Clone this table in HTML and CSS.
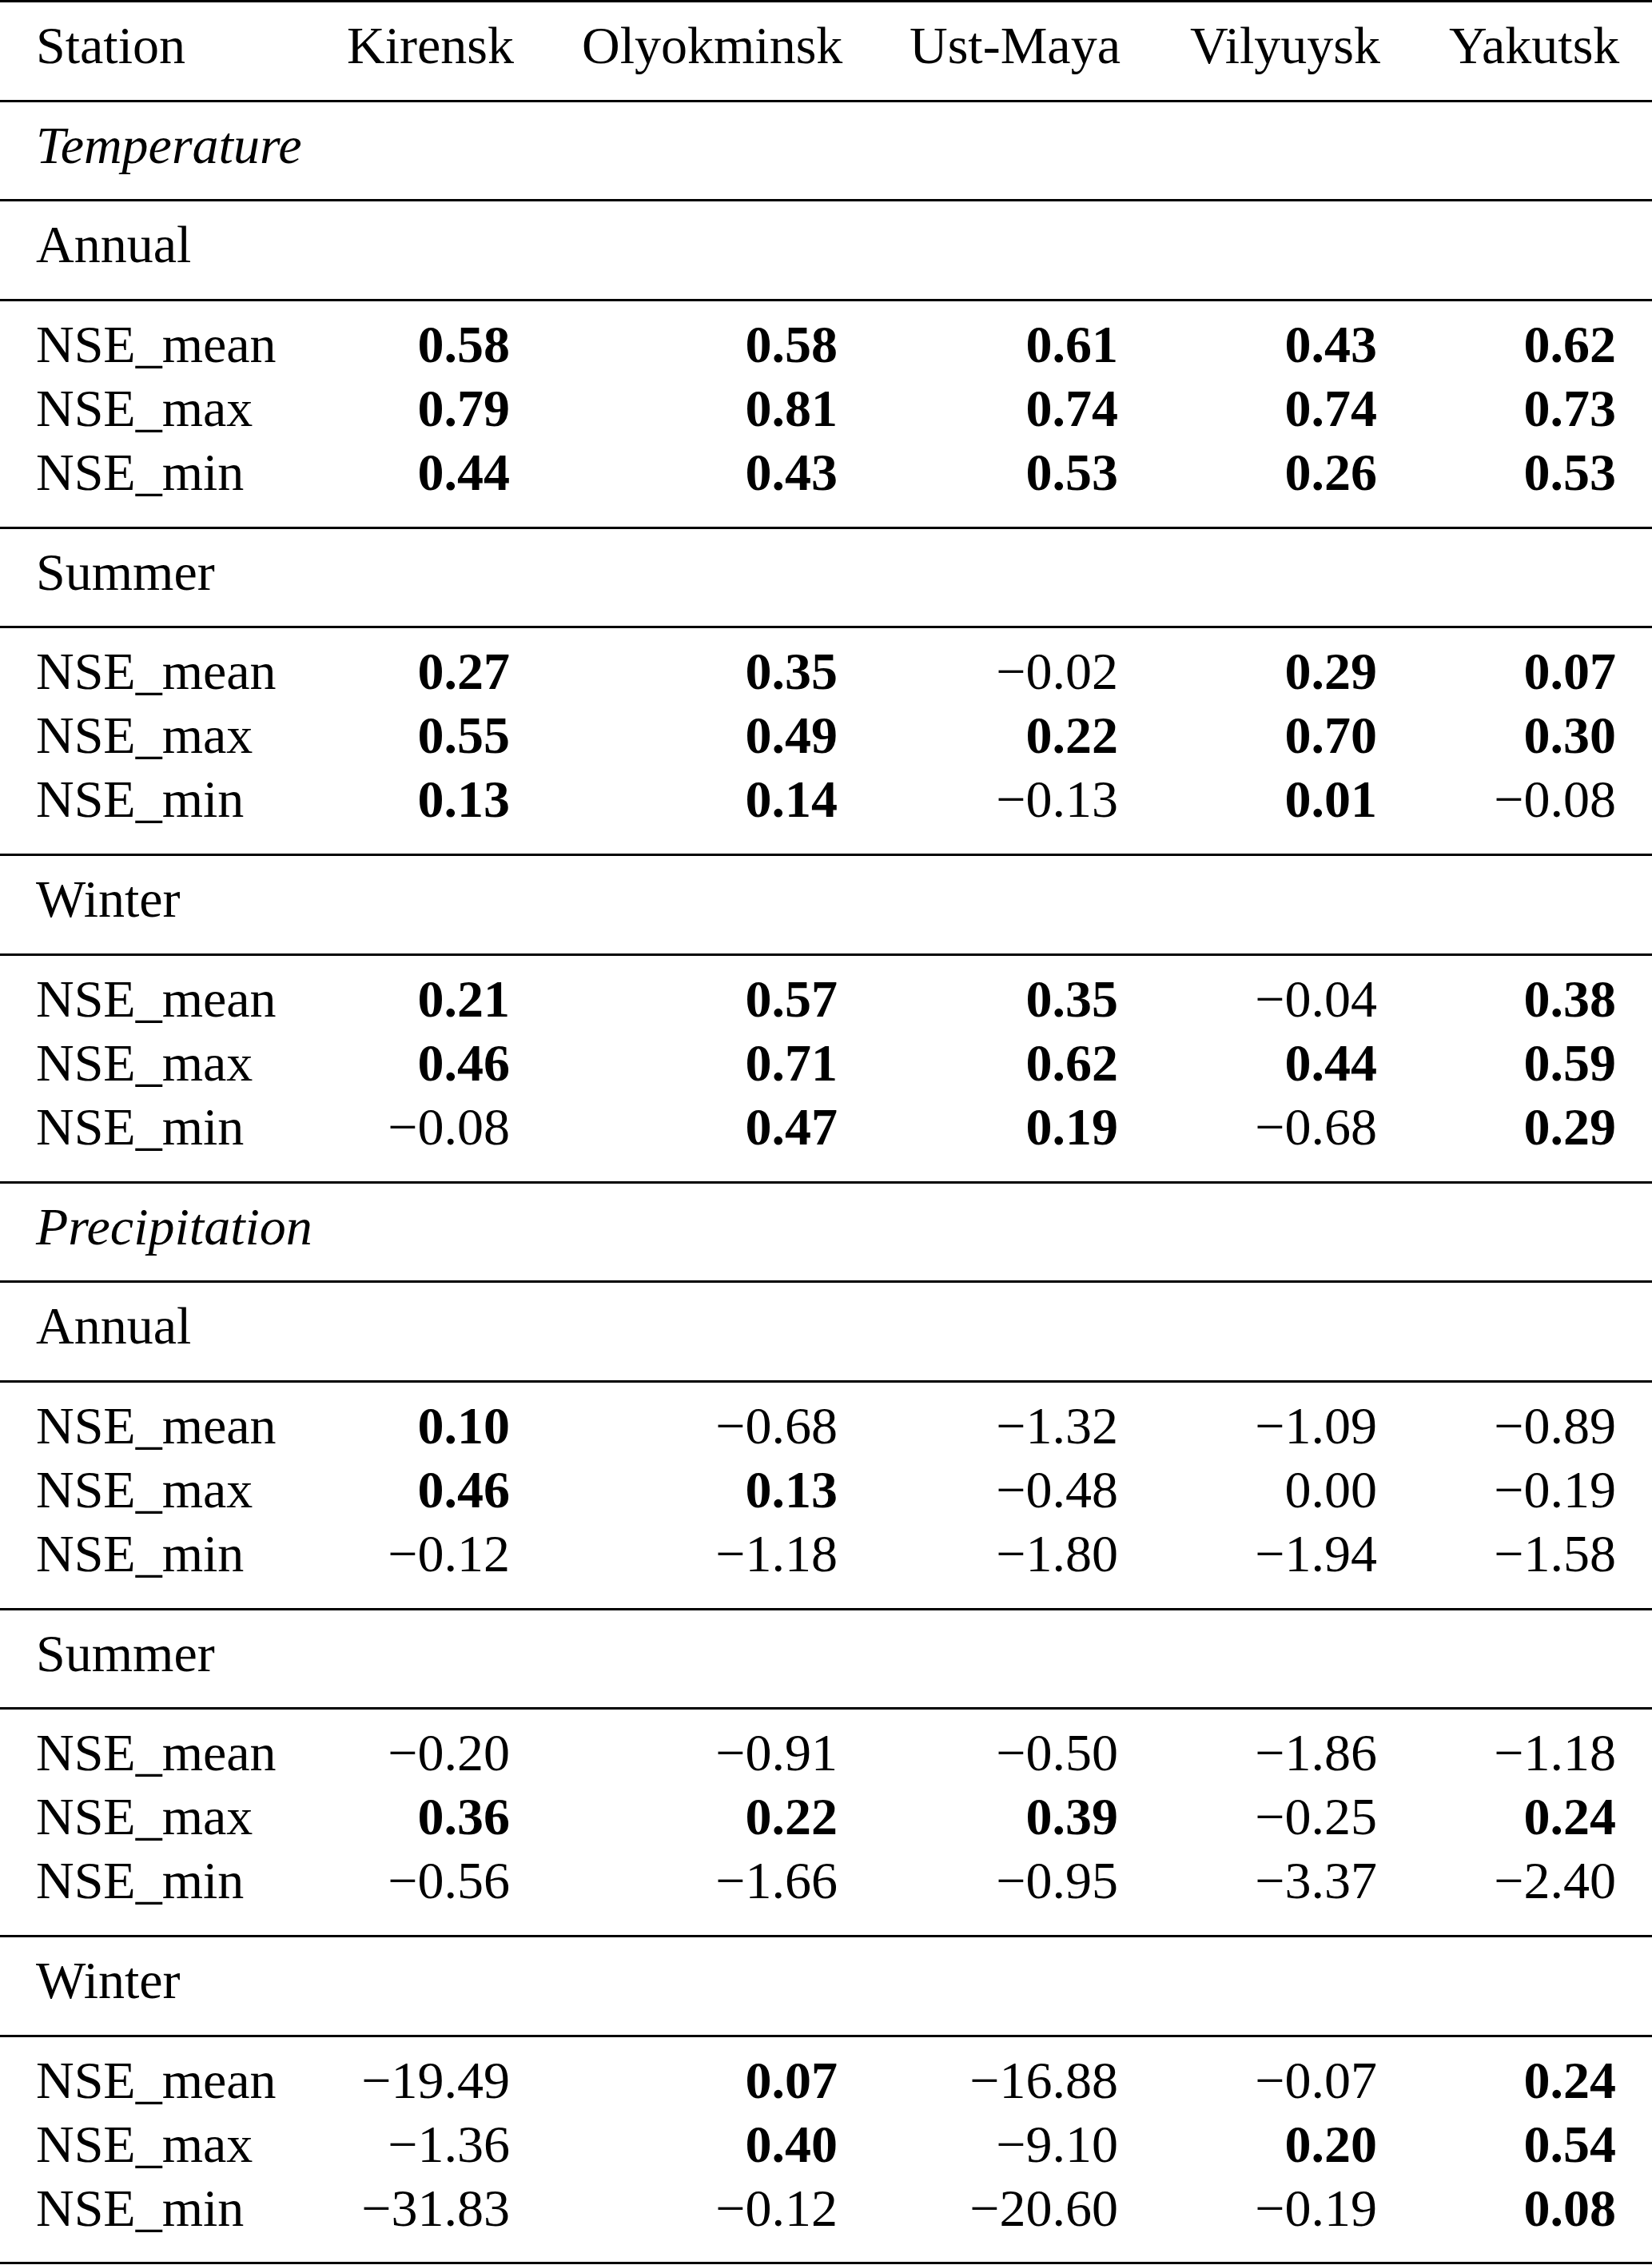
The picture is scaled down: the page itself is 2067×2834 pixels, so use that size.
FILE: index.html
```html
<!DOCTYPE html>
<html lang="en">
<head>
<meta charset="utf-8">
<title>NSE table</title>
<link rel="stylesheet" href="styles.css">
</head>
<body>
<table class="nse">
  <colgroup>
    <col class="c1"><col class="c2"><col class="c3"><col class="c4"><col class="c5"><col class="c6">
  </colgroup>
  <thead>
    <tr class="single">
      <th class="lbl">Station</th><th>Kirensk</th><th>Olyokminsk</th><th>Ust-Maya</th><th>Vilyuysk</th><th>Yakutsk</th>
    </tr>
  </thead>
  <tbody>
    <tr class="single"><td class="lbl it" colspan="6">Temperature</td></tr>
    <tr class="single"><td class="lbl" colspan="6">Annual</td></tr>
    <tr class="first"><td class="lbl">NSE_mean</td><td class="b">0.58</td><td class="b">0.58</td><td class="b">0.61</td><td class="b">0.43</td><td class="b">0.62</td></tr>
    <tr><td class="lbl">NSE_max</td><td class="b">0.79</td><td class="b">0.81</td><td class="b">0.74</td><td class="b">0.74</td><td class="b">0.73</td></tr>
    <tr class="last"><td class="lbl">NSE_min</td><td class="b">0.44</td><td class="b">0.43</td><td class="b">0.53</td><td class="b">0.26</td><td class="b">0.53</td></tr>
    <tr class="single"><td class="lbl" colspan="6">Summer</td></tr>
    <tr class="first"><td class="lbl">NSE_mean</td><td class="b">0.27</td><td class="b">0.35</td><td>&minus;0.02</td><td class="b">0.29</td><td class="b">0.07</td></tr>
    <tr><td class="lbl">NSE_max</td><td class="b">0.55</td><td class="b">0.49</td><td class="b">0.22</td><td class="b">0.70</td><td class="b">0.30</td></tr>
    <tr class="last"><td class="lbl">NSE_min</td><td class="b">0.13</td><td class="b">0.14</td><td>&minus;0.13</td><td class="b">0.01</td><td>&minus;0.08</td></tr>
    <tr class="single"><td class="lbl" colspan="6">Winter</td></tr>
    <tr class="first"><td class="lbl">NSE_mean</td><td class="b">0.21</td><td class="b">0.57</td><td class="b">0.35</td><td>&minus;0.04</td><td class="b">0.38</td></tr>
    <tr><td class="lbl">NSE_max</td><td class="b">0.46</td><td class="b">0.71</td><td class="b">0.62</td><td class="b">0.44</td><td class="b">0.59</td></tr>
    <tr class="last"><td class="lbl">NSE_min</td><td>&minus;0.08</td><td class="b">0.47</td><td class="b">0.19</td><td>&minus;0.68</td><td class="b">0.29</td></tr>
    <tr class="single"><td class="lbl it" colspan="6">Precipitation</td></tr>
    <tr class="single"><td class="lbl" colspan="6">Annual</td></tr>
    <tr class="first"><td class="lbl">NSE_mean</td><td class="b">0.10</td><td>&minus;0.68</td><td>&minus;1.32</td><td>&minus;1.09</td><td>&minus;0.89</td></tr>
    <tr><td class="lbl">NSE_max</td><td class="b">0.46</td><td class="b">0.13</td><td>&minus;0.48</td><td>0.00</td><td>&minus;0.19</td></tr>
    <tr class="last"><td class="lbl">NSE_min</td><td>&minus;0.12</td><td>&minus;1.18</td><td>&minus;1.80</td><td>&minus;1.94</td><td>&minus;1.58</td></tr>
    <tr class="single"><td class="lbl" colspan="6">Summer</td></tr>
    <tr class="first"><td class="lbl">NSE_mean</td><td>&minus;0.20</td><td>&minus;0.91</td><td>&minus;0.50</td><td>&minus;1.86</td><td>&minus;1.18</td></tr>
    <tr><td class="lbl">NSE_max</td><td class="b">0.36</td><td class="b">0.22</td><td class="b">0.39</td><td>&minus;0.25</td><td class="b">0.24</td></tr>
    <tr class="last"><td class="lbl">NSE_min</td><td>&minus;0.56</td><td>&minus;1.66</td><td>&minus;0.95</td><td>&minus;3.37</td><td>&minus;2.40</td></tr>
    <tr class="single"><td class="lbl" colspan="6">Winter</td></tr>
    <tr class="first"><td class="lbl">NSE_mean</td><td>&minus;19.49</td><td class="b">0.07</td><td>&minus;16.88</td><td>&minus;0.07</td><td class="b">0.24</td></tr>
    <tr><td class="lbl">NSE_max</td><td>&minus;1.36</td><td class="b">0.40</td><td>&minus;9.10</td><td class="b">0.20</td><td class="b">0.54</td></tr>
    <tr class="last"><td class="lbl">NSE_min</td><td>&minus;31.83</td><td>&minus;0.12</td><td>&minus;20.60</td><td>&minus;0.19</td><td class="b">0.08</td></tr>
  </tbody>
</table>
</body>
</html>
```

FILE: styles.css
```css
html, body {
  margin: 0;
  padding: 0;
  background: #ffffff;
}

.nse {
  width: 2067px;
  table-layout: fixed;
  border-collapse: collapse;
  border-top: 3px solid #000;
  font-family: "Liberation Serif", "Times New Roman", serif;
  font-size: 66px;
  line-height: 80px;
  color: #000;
}

.c1 { width: 389px; }
.c2 { width: 294px; }
.c3 { width: 410px; }
.c4 { width: 351px; }
.c5 { width: 324px; }
.c6 { width: 299px; }

.nse th,
.nse td {
  padding: 0 45px;
  text-align: right;
  font-weight: normal;
  white-space: nowrap;
  vertical-align: baseline;
}

.nse .lbl {
  text-align: left;
}

.nse .it {
  font-style: italic;
}

.nse .b {
  font-weight: bold;
}

.nse tr.single > th,
.nse tr.single > td,
.nse tr.first > td {
  padding-top: 14px;
}

.nse tr.single > th,
.nse tr.single > td,
.nse tr.last > td {
  padding-bottom: 27.7px;
  border-bottom: 3px solid #000;
}
```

•••••

> **OBJECTIVE**: Going over the lines above, work out how many include "table", then give only that number.

> **CORRECT ANSWER**: 5